On the south coast of Cuba Stockton regarded the harbors of Cienfuegos and Santiago de Cuba to be of invaluable strategic importance, especially the latter, after Havana. It would be the natural center of all naval and military operations in southeastern Cuba and could command the Windward Passage. As with Havana the Spanish allowed the military and naval presence there to deteriorate, but given the topography of the harbor entrance it was capable of a strong defense with torpedoes and obstructions, a fear instilled in Commo. Winfield S. Schley and RAdm. William T. Sampson during the Spanish-American War. The surrounding area was blessed with an abundance of agricultural and mineral products, especially the highest quality iron ore for naval applications. Santiago was, however, totally dependent on the U.S. for coal and its stock of fresh provisions limited. RAdm. Cervera was apparently unaware of these circumstances seeking its harbor as a refuge and its inhabitants suffered grievously during the hostilities. Stockton also suggested a landing point east of the city, not far from where Gen. William R. Shafter disembarked in June 1898.
Cuba experienced much turmoil during the nineteenth century and Stockton, a keen student of history and current events, knew that the U.S. should be prepared to launch operations. The final Cuban insurrection did break out in 1895, culminating in the Spanish-American War.

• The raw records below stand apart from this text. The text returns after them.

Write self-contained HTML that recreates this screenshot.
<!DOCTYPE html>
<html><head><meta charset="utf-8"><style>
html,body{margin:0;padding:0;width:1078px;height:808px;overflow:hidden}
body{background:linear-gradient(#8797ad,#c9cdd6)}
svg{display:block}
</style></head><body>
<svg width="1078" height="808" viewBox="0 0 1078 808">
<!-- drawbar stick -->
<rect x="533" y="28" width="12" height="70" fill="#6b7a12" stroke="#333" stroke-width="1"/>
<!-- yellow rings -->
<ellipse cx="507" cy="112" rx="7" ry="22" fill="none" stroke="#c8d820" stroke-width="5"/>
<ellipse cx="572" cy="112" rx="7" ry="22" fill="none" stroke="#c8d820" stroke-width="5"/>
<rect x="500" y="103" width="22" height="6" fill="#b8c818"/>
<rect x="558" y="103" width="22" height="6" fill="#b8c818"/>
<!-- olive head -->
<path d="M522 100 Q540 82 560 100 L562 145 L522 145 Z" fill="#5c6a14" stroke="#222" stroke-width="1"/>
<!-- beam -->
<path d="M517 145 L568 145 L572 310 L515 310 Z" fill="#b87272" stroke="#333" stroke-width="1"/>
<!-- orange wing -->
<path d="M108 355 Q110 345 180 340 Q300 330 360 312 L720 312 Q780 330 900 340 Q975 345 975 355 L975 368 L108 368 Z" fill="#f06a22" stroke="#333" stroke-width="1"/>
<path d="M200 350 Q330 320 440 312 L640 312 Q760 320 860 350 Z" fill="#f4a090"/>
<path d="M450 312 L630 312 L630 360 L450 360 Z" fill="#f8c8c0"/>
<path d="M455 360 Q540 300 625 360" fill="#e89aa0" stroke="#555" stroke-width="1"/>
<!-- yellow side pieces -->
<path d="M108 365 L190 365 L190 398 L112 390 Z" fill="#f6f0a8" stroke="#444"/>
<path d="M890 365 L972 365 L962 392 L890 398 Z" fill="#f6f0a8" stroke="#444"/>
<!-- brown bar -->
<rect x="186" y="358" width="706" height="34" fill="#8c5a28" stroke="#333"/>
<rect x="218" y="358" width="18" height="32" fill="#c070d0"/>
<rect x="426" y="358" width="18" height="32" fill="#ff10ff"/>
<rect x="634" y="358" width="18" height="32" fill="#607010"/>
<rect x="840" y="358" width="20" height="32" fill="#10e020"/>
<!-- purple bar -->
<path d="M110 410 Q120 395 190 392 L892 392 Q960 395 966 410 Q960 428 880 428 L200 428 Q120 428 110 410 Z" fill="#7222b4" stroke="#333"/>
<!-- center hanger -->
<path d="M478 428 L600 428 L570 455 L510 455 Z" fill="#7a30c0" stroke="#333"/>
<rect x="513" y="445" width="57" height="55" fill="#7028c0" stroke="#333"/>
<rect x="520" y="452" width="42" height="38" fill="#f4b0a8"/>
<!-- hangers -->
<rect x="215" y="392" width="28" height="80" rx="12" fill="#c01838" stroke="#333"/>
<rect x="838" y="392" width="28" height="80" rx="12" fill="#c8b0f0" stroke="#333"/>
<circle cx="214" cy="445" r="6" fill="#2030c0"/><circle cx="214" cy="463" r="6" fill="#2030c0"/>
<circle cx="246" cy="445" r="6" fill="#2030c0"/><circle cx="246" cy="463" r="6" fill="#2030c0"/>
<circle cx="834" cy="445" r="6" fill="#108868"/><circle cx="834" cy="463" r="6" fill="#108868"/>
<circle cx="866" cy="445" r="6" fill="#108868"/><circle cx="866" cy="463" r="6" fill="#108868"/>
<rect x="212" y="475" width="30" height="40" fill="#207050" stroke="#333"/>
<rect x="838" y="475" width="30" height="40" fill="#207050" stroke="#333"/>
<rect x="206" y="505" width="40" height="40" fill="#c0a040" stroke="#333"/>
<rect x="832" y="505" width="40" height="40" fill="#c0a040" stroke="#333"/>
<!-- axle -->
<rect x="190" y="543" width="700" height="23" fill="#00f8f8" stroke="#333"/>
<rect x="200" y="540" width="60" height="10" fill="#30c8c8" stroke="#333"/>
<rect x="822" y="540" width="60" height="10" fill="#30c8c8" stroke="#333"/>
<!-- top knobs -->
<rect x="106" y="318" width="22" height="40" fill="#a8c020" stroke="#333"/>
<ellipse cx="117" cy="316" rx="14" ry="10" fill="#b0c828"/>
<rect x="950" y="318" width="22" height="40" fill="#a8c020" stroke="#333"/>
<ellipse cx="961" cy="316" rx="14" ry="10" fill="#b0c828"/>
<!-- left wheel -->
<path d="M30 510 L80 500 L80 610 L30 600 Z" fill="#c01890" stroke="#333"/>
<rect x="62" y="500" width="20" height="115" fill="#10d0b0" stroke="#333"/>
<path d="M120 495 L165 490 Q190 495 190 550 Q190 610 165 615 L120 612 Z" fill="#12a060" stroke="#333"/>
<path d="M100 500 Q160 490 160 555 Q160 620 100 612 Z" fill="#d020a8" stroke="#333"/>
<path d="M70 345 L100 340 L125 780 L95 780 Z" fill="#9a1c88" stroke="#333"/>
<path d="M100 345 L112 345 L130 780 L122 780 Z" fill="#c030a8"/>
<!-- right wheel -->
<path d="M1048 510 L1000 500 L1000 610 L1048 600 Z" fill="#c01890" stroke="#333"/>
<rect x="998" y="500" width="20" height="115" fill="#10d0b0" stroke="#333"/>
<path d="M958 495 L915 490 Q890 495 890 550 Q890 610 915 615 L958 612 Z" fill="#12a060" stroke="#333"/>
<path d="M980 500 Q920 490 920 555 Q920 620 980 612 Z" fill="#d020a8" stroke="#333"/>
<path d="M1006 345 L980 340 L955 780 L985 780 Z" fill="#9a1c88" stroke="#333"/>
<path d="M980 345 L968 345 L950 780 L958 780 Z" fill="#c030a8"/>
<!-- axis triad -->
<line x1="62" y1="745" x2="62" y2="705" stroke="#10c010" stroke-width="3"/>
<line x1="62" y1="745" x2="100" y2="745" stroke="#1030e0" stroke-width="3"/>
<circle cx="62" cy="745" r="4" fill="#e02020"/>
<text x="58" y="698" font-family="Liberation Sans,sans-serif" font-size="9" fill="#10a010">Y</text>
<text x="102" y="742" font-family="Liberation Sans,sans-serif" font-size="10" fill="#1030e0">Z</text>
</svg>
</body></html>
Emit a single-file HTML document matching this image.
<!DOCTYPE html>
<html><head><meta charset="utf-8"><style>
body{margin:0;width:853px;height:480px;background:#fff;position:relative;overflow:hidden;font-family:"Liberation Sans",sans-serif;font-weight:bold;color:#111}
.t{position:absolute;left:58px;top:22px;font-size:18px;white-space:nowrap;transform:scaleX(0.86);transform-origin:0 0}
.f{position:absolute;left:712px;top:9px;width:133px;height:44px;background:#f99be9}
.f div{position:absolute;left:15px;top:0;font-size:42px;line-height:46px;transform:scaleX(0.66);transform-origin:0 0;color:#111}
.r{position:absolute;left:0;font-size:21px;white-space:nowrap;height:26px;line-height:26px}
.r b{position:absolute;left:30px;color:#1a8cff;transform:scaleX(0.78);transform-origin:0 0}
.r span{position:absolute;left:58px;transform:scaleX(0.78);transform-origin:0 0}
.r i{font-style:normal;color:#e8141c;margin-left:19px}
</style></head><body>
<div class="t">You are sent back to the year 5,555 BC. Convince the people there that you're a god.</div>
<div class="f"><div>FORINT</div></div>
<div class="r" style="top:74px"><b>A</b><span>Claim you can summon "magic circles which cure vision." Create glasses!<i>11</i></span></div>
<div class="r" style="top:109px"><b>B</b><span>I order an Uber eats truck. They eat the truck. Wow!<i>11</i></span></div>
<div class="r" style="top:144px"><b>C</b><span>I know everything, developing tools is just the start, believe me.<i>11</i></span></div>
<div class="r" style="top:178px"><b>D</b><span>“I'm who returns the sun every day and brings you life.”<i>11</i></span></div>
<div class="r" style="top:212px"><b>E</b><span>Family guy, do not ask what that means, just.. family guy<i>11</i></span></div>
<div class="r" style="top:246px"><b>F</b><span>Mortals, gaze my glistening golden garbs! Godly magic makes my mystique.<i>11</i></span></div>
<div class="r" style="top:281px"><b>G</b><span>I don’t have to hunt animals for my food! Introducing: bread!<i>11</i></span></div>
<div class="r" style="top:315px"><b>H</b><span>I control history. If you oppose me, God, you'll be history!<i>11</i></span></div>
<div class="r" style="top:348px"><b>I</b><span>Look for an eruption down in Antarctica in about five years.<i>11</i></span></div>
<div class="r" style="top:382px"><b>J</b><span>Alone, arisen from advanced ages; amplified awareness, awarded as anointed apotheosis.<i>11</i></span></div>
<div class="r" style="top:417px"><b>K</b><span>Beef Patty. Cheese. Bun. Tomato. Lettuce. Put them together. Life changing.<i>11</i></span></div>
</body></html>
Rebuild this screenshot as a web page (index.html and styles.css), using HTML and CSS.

The Legacy of the Stockton War Plan
The Stockton war plan, with its projected aggressive joint-service campaign against Cuba, was radical in character for it broke the accepted barriers of contemporary naval thinking. Before 1890 the predominant strategic thought, characterized by coastal defense, isolated foreign saber rattling by ship commanders, and commerce destroying, stunted the growth of the U.S. and her navy. 39 Stockton was apparently sensitive to American isolation, refused to accept the invulnerability of his country although far from Europe, reveled in an assertive Monroe Doctrine, championed a powerful navy to support commercial expansion with a securely controlled canal, harbored distaste for English command of the seas, and embraced coal and technology. Stockton followed in the tradition of Thomas Jefferson and John Quincy Adams that Cuba would naturally gravitate to the U.S. In short, he was a man with vision who pointed out to his fellow officers, that “the apathy of Spain and its paucity of naval resources . . . [in the West Indies] are only equaled by the indifference and neglect of the United States upon the same matters.” 40
Stockton’s work composed at the same time as Mahan’s inquiry into the strategic features of the Gulf Coast and the Caribbean Sea antedated the lost Spanish war plan written by Mahan by three years. 41 Notations on the Naval War College folder containing Stockton’s introduction suggest that his strategic lectures, or at least some of them, were read in 1887, 1888, and 1892. A revision is also indicated on June 9, 1894 and another reading on July 23, 1894. They were deposited in the Office of Naval Intelligence for scrutiny. Lt. Cmdr. Charles J. Train wrote a plan in 1894 and Lt. William W. Kimball’s famous contribution appeared two years later. Additional war plans against Spain were also prepared during the 1890’s. 42 In 1899 the Proceedings of the United States Naval Institute published an edited version of Stockton’s lectures with the war plans excised as “The American Interoceanic Canal: A Study of the Commercial, Naval and Political Conditions.” 43 Stockton also contributed numerous studies and was president of the Naval War College in 1893 and from 1898 to 1900, so his ties were ongoing and strong.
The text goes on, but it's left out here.